▸ Data segment
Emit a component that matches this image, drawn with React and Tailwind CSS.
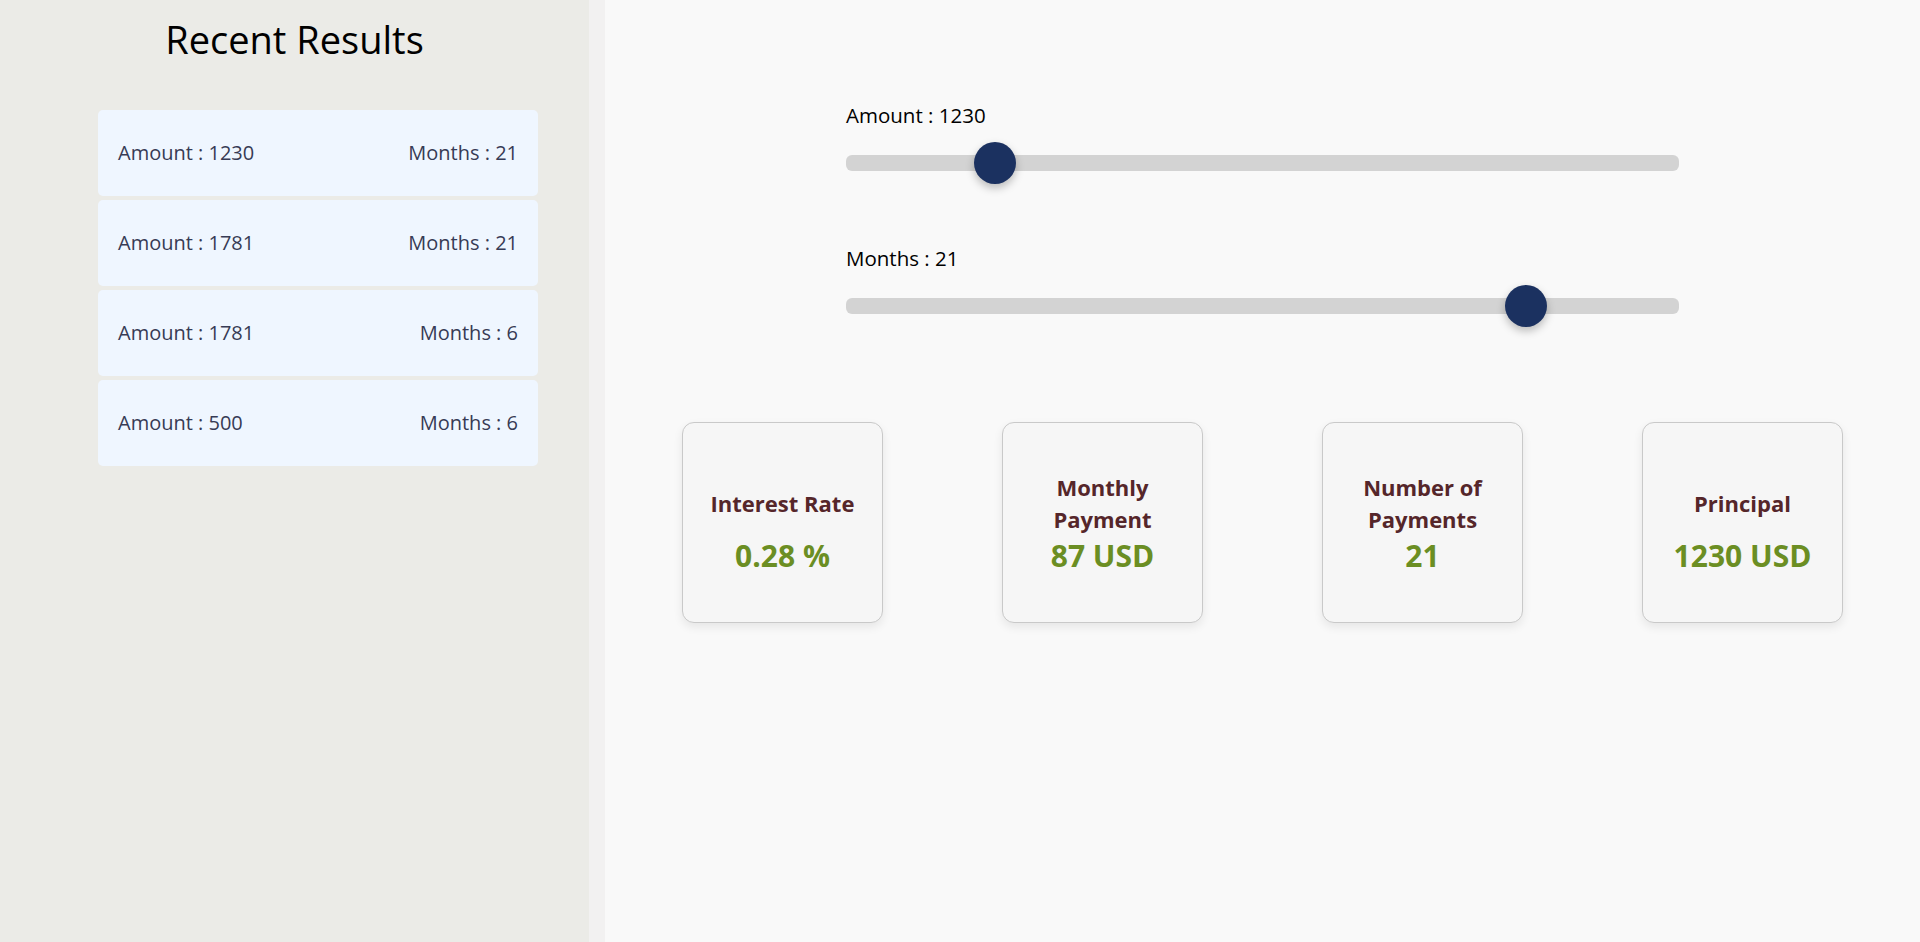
import { useState } from 'react';

const history = [
  { amount: 1230, months: 21 },
  { amount: 1781, months: 21 },
  { amount: 1781, months: 6 },
  { amount: 500, months: 6 },
];

const Slider = ({ label, value, min, max }) => {
  const pct = (value - min) / (max - min);
  return (
    <div className="flex flex-col">
      <span className="text-[20.5px] leading-[26px] text-black">{label} : {value}</span>
      <div className="relative mt-[27px] h-4 rounded-[6px] bg-[#d3d3d3]">
        <div
          className="absolute top-1/2 h-[42px] w-[42px] -translate-x-1/2 -translate-y-1/2 rounded-full bg-[#1b3160] shadow-[0_4px_8px_rgba(0,0,0,0.25)]"
          style={{ left: `calc(${pct} * (100% - 42px) + 21px)` }}
        />
      </div>
    </div>
  );
};

const StatCard = ({ title, value }) => (
  <div className="flex h-[201px] w-[201px] flex-col items-center justify-center rounded-xl border border-[#c9c9c9] bg-[#f6f6f6] shadow-[0_4px_10px_rgba(0,0,0,0.08)]">
    <div className="flex h-[64px] items-center justify-center px-3 text-center text-[22px] font-bold leading-[32px] text-[#55262a]">
      {title}
    </div>
    <div className="mt-[3px] text-[30px] font-bold leading-[36px] text-[#6b8e23]">{value}</div>
  </div>
);

export default function App() {
  const [amount] = useState(1230);
  const [months] = useState(21);

  return (
    <div className="flex h-screen font-['Open_Sans',sans-serif]">
      <aside className="w-[589px] shrink-0 bg-[#ebebe7]">
        <h1 className="pt-[12px] text-center text-[38px] font-medium leading-[54px] text-black">Recent Results</h1>
        <div className="ml-[98px] mt-[44px] flex w-[440px] flex-col gap-[4px]">
          {history.map((h, i) => (
            <div
              key={i}
              className="flex h-[86px] items-center justify-between rounded-[5px] bg-[#eff6ff] px-[20px] text-[20px] font-medium text-[#373b55]"
            >
              <span>Amount : {h.amount}</span>
              <span>Months : {h.months}</span>
            </div>
          ))}
        </div>
      </aside>
      <div className="w-[16px] shrink-0 bg-[#f2f1f1]" />
      <main className="flex-1 bg-[#f9f9f9]">
        <div className="mx-auto mt-[102px] flex w-[833px] flex-col gap-[74px]">
          <Slider label="Amount" value={amount} min={500} max={5000} />
          <Slider label="Months" value={months} min={6} max={24} />
        </div>
        <div className="mt-[108px] flex justify-center gap-[119px]">
          <StatCard title="Interest Rate" value="0.28 %" />
          <StatCard title="Monthly Payment" value="87 USD" />
          <StatCard title="Number of Payments" value={months} />
          <StatCard title="Principal" value={`${amount} USD`} />
        </div>
      </main>
    </div>
  );
}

▸ Your objective
Everything from the first line of the listing above through the line that contains "const [months] = useState(21);" is to be restated word for word, minus the pictures.

▸ Right answer
Emit a component that matches this image, drawn with React and Tailwind CSS.
import { useState } from 'react';

const history = [
  { amount: 1230, months: 21 },
  { amount: 1781, months: 21 },
  { amount: 1781, months: 6 },
  { amount: 500, months: 6 },
];

const Slider = ({ label, value, min, max }) => {
  const pct = (value - min) / (max - min);
  return (
    <div className="flex flex-col">
      <span className="text-[20.5px] leading-[26px] text-black">{label} : {value}</span>
      <div className="relative mt-[27px] h-4 rounded-[6px] bg-[#d3d3d3]">
        <div
          className="absolute top-1/2 h-[42px] w-[42px] -translate-x-1/2 -translate-y-1/2 rounded-full bg-[#1b3160] shadow-[0_4px_8px_rgba(0,0,0,0.25)]"
          style={{ left: `calc(${pct} * (100% - 42px) + 21px)` }}
        />
      </div>
    </div>
  );
};

const StatCard = ({ title, value }) => (
  <div className="flex h-[201px] w-[201px] flex-col items-center justify-center rounded-xl border border-[#c9c9c9] bg-[#f6f6f6] shadow-[0_4px_10px_rgba(0,0,0,0.08)]">
    <div className="flex h-[64px] items-center justify-center px-3 text-center text-[22px] font-bold leading-[32px] text-[#55262a]">
      {title}
    </div>
    <div className="mt-[3px] text-[30px] font-bold leading-[36px] text-[#6b8e23]">{value}</div>
  </div>
);

export default function App() {
  const [amount] = useState(1230);
  const [months] = useState(21);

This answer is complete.